Kaum glaubhaft, daß sich noch 1942 eine Stimme gegen diese Verstümmelung der Musikkultur wehren konnte:
“Noch bei keiner Revolution hat sich ein solcher Haufe amusischer Menschen auf die Kunst gestürzt! Menschen, die sich ihr Leben lang nicht um Kunst gekümmert haben, erheben sich zum Kunstrichter, zum Kunstförderer, zum Kunstschützer - mit ihren Mitteln. Sie fahnden nach der nichtarischen Großmutter, wo keine ist, erfinden sie eine - Denunzieren aus Dummheit, aus Schadenfreude, aus Konkurrenzneid oder zum bloßen Vergnügen. ... Es ist nun aber nicht alles Kunstbolschewismus, was man nicht versteht! ... Die nicht wußten, daß Grünewald der große Meister  ... ein ‘Expressionist‘ war, haben mit diesem großen Worte große Künstler gejagt; die nicht wissen, daß der große Johann Sebastian Bach atonal war, hetzten mit diesem Worte ernste schöpferische Musiker ... Alles große Neue hat den Menschen von je unangenehm in den Ohren geklungen, erschien ihm atonal.”
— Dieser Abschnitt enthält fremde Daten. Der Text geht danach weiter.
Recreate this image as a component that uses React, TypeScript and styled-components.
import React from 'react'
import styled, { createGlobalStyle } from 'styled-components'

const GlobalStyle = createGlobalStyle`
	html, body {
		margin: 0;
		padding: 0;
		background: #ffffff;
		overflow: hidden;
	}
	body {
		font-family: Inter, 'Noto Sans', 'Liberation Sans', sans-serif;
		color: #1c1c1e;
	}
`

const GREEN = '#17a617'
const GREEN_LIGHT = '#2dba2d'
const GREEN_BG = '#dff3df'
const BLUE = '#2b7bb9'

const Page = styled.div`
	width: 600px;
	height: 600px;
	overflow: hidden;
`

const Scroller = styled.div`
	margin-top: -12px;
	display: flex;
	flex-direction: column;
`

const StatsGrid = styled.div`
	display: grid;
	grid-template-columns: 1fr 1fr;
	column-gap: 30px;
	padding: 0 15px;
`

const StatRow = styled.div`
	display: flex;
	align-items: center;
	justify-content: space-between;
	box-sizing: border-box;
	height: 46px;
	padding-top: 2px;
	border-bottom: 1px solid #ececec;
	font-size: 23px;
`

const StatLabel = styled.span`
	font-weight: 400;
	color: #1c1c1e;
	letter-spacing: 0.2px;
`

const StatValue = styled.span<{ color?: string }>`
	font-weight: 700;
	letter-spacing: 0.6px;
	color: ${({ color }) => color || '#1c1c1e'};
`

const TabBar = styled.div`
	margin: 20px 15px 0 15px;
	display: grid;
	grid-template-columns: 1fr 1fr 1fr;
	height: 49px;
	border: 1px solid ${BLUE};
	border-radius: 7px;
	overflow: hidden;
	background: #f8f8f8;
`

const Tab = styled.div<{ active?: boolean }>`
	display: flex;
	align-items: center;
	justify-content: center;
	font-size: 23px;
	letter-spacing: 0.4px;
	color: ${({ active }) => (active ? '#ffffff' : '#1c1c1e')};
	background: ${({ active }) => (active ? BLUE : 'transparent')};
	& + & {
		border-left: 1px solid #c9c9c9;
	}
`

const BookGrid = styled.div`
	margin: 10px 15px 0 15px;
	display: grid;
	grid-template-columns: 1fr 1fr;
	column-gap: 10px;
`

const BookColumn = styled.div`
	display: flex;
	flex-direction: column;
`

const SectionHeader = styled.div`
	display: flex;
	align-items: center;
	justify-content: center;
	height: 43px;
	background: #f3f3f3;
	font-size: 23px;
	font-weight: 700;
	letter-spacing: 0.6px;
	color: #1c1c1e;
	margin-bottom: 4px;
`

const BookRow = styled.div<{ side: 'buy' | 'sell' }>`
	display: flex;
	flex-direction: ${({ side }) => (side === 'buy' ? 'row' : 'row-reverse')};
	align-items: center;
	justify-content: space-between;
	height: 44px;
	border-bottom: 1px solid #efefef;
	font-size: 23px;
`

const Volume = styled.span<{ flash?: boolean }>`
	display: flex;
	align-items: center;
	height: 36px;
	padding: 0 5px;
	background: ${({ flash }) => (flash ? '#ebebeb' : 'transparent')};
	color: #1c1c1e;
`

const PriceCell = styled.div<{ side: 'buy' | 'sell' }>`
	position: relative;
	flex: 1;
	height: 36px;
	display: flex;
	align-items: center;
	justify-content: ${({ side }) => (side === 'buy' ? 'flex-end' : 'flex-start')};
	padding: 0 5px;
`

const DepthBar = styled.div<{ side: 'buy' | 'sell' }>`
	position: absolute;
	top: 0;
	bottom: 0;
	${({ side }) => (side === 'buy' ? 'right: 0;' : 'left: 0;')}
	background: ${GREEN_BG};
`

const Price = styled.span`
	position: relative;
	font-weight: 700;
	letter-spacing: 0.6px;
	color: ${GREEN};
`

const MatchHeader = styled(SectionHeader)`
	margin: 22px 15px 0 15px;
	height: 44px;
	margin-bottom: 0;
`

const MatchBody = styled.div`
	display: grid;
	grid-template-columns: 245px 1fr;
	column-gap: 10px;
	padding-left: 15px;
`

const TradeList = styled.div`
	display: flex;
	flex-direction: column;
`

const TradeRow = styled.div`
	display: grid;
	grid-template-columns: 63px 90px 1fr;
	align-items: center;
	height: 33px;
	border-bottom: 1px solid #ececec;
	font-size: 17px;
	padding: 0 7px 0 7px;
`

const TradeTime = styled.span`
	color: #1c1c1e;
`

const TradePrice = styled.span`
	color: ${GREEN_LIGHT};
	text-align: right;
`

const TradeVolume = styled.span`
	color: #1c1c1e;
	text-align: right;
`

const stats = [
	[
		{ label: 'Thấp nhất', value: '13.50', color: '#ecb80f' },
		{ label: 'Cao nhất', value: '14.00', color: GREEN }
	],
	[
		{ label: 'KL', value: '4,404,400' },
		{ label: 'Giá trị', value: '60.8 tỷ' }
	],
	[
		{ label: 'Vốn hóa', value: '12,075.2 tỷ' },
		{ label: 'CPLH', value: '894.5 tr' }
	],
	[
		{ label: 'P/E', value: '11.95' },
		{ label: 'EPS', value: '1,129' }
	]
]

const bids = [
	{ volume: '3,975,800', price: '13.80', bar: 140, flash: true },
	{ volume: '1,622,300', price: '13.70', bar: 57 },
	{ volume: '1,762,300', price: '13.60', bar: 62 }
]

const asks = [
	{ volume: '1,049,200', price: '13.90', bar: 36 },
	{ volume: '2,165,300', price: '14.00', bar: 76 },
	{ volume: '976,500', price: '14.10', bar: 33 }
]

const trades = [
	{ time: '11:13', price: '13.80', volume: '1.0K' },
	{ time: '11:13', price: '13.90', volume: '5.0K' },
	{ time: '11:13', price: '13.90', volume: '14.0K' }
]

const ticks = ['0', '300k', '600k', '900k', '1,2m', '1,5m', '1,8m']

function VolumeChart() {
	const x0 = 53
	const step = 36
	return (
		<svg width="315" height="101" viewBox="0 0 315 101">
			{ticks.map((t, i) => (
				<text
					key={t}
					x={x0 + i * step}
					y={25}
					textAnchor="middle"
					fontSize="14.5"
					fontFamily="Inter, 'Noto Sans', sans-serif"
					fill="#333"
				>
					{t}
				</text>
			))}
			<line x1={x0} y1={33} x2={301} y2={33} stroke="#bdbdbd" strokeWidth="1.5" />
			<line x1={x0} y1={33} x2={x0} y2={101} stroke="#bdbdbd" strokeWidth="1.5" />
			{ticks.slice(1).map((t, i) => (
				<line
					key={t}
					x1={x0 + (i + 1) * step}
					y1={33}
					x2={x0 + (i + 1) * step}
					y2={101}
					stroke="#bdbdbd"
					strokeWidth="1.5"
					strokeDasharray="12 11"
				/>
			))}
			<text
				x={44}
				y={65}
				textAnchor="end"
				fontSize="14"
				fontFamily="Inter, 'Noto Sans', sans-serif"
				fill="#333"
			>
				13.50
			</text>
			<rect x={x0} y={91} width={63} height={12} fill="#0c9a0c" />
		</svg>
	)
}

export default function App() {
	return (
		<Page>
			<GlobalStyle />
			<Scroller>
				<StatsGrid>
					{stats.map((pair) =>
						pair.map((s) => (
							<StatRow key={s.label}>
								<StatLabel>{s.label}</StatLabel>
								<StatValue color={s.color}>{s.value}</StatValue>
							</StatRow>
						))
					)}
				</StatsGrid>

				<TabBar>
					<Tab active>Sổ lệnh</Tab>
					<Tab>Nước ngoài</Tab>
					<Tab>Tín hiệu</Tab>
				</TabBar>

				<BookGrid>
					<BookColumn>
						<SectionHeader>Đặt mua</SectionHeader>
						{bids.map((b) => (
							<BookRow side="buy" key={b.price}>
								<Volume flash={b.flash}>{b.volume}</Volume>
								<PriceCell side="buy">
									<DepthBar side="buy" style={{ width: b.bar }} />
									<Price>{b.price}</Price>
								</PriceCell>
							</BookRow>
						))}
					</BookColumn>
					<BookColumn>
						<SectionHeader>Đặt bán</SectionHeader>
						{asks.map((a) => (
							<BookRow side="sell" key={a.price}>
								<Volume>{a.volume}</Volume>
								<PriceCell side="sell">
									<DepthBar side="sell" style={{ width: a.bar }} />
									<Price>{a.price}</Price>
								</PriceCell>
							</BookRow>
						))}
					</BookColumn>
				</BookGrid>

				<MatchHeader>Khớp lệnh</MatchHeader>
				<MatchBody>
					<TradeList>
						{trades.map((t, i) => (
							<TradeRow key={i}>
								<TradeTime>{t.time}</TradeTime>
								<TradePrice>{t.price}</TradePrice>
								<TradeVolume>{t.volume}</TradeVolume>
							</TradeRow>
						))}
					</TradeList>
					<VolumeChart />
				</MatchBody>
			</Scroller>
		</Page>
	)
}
(Prieberg. 1988. S. 291, zitiert Georg Schmückle, Referent für Kultur in Stuttgart)

Aufgaben
1. Welche Aufgabe hatte die Musik im 3. Reich?
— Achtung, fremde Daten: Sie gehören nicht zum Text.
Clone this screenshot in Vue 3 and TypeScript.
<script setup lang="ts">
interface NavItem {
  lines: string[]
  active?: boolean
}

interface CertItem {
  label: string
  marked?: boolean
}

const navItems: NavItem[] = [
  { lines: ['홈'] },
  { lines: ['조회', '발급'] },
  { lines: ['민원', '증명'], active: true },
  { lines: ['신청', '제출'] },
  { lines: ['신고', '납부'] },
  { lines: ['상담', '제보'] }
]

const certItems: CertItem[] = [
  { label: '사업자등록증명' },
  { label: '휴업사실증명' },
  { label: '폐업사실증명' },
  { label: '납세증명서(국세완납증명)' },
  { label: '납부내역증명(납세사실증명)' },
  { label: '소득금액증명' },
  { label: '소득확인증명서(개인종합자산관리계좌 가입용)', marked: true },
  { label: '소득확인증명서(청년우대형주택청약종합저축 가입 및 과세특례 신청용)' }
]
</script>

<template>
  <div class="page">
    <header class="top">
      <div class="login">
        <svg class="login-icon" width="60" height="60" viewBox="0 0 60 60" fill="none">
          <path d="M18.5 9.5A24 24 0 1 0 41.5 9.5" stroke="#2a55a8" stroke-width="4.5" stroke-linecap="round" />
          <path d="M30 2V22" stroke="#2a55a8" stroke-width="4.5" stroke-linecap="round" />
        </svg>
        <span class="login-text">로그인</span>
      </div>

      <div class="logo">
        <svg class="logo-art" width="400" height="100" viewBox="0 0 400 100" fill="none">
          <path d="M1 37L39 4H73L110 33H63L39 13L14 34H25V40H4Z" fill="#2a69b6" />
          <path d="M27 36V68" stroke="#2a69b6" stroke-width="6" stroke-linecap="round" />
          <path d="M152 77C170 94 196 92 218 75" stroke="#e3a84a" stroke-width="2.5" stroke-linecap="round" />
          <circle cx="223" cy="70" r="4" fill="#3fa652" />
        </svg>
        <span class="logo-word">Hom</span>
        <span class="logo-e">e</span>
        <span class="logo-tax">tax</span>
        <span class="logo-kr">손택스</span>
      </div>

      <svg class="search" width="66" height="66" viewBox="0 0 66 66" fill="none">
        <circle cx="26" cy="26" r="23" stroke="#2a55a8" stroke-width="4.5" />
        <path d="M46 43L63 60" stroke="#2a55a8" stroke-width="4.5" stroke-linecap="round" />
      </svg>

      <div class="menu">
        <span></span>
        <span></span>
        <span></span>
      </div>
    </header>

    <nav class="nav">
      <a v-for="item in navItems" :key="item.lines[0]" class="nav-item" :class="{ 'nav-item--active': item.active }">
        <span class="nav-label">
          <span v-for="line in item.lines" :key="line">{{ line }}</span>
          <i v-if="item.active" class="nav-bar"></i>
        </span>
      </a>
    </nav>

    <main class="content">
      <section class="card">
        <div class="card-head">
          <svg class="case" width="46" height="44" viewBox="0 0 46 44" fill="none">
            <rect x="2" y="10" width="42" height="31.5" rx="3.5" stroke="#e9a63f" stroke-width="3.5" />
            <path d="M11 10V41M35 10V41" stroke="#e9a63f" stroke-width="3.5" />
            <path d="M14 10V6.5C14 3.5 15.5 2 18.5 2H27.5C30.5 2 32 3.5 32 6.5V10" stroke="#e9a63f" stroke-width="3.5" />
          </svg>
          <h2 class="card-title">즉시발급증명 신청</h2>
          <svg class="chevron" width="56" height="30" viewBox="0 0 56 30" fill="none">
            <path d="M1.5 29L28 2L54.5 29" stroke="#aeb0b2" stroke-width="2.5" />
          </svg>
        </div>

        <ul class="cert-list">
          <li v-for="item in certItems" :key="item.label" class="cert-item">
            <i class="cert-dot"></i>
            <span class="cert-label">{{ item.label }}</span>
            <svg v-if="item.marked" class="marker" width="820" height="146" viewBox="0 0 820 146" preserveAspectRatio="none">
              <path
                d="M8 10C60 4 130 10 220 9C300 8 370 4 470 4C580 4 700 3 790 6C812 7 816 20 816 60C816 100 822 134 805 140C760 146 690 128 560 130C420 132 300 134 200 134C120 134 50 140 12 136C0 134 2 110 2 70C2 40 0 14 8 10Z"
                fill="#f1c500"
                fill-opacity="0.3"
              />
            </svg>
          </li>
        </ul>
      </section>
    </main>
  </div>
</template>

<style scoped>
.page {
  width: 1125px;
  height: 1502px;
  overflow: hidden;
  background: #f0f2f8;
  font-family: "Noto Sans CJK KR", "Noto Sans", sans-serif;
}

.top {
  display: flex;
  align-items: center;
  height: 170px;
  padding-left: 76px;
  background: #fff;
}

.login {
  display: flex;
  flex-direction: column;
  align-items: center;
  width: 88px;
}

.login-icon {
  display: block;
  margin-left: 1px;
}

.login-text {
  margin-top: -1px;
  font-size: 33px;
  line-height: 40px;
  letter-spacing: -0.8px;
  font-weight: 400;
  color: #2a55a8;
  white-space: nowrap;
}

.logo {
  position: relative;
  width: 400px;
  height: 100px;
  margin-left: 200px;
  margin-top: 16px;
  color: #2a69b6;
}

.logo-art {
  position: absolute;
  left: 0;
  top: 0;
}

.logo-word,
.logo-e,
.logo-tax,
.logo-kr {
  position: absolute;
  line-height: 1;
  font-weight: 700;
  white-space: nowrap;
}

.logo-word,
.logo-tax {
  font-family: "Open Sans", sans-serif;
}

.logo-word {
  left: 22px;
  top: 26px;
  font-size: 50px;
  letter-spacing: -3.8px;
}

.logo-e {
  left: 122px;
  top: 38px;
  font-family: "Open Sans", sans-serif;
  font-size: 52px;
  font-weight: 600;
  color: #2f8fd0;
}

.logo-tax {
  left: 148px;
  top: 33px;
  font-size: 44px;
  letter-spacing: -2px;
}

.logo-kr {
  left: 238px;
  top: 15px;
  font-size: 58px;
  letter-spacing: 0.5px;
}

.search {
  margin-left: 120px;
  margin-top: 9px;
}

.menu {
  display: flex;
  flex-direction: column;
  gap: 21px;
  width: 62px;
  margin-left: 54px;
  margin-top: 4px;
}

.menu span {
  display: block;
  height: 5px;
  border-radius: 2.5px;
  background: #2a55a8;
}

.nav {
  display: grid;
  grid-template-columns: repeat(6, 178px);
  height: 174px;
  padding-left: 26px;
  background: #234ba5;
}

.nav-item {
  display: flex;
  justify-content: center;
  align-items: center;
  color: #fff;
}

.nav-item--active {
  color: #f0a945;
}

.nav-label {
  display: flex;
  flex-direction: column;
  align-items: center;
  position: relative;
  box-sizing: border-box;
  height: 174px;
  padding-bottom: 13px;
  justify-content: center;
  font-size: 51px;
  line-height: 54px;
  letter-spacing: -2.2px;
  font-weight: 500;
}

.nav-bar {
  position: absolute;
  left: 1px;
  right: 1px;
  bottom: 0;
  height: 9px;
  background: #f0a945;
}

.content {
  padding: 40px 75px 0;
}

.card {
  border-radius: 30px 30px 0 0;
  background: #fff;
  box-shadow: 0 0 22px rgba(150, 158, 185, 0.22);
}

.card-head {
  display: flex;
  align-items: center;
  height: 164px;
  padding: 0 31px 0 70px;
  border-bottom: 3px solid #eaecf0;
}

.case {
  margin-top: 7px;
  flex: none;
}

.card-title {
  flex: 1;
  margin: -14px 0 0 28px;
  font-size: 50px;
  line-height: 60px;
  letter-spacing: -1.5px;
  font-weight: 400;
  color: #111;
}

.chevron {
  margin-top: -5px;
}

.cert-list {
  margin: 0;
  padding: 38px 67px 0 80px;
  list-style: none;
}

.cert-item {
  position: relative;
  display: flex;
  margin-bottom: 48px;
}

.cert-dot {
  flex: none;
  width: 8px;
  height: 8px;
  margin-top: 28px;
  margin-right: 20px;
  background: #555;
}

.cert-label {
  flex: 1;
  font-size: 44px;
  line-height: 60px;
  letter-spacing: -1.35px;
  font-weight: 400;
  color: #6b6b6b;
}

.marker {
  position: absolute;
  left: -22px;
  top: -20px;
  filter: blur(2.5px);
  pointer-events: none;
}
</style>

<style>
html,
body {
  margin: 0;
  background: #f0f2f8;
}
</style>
2. Nach welchen Gesichtspunkten wurde ein Spiritual, z.B., “When Israel was in Egypt‘s  land”, damals eingestuft?
3. Ein Schlagwort wurde für richtig gehalten: “Nur, was das Volk versteht, ist wahre Kunst.”  Welche Argumente findest du dagegen?

Mögliche Lösungen
1. Musik soll dem Volk Freude bringen und soll es stärken für die Arbeit und den  Lebenskampf.
2. Von Schwarzen gesungene Lieder wurden als "Niggermusik" eingestuft. Dabei wird im  Text das Volk Israel angesprochen, das als jüdisches Volk der größte Gegner Hitlers war.  Schlimmere Musik konnten sich die Nazis kaum ausdenken als dieses Lied.
3. Noch immer waren Künstler die Wegbereiter von Entwicklungen der Kunst, wenn sie sich  nicht nach dem Massengeschmack richteten. Auch Bach hat einst seine Zuhörer geschockt.  Galt einst die Terz als dissonant, so wird sie allgemein heute als wohltönend empfunden.  Das Volk lernt mit. Und: Kunst kann man nicht "verstehen", man empfindet.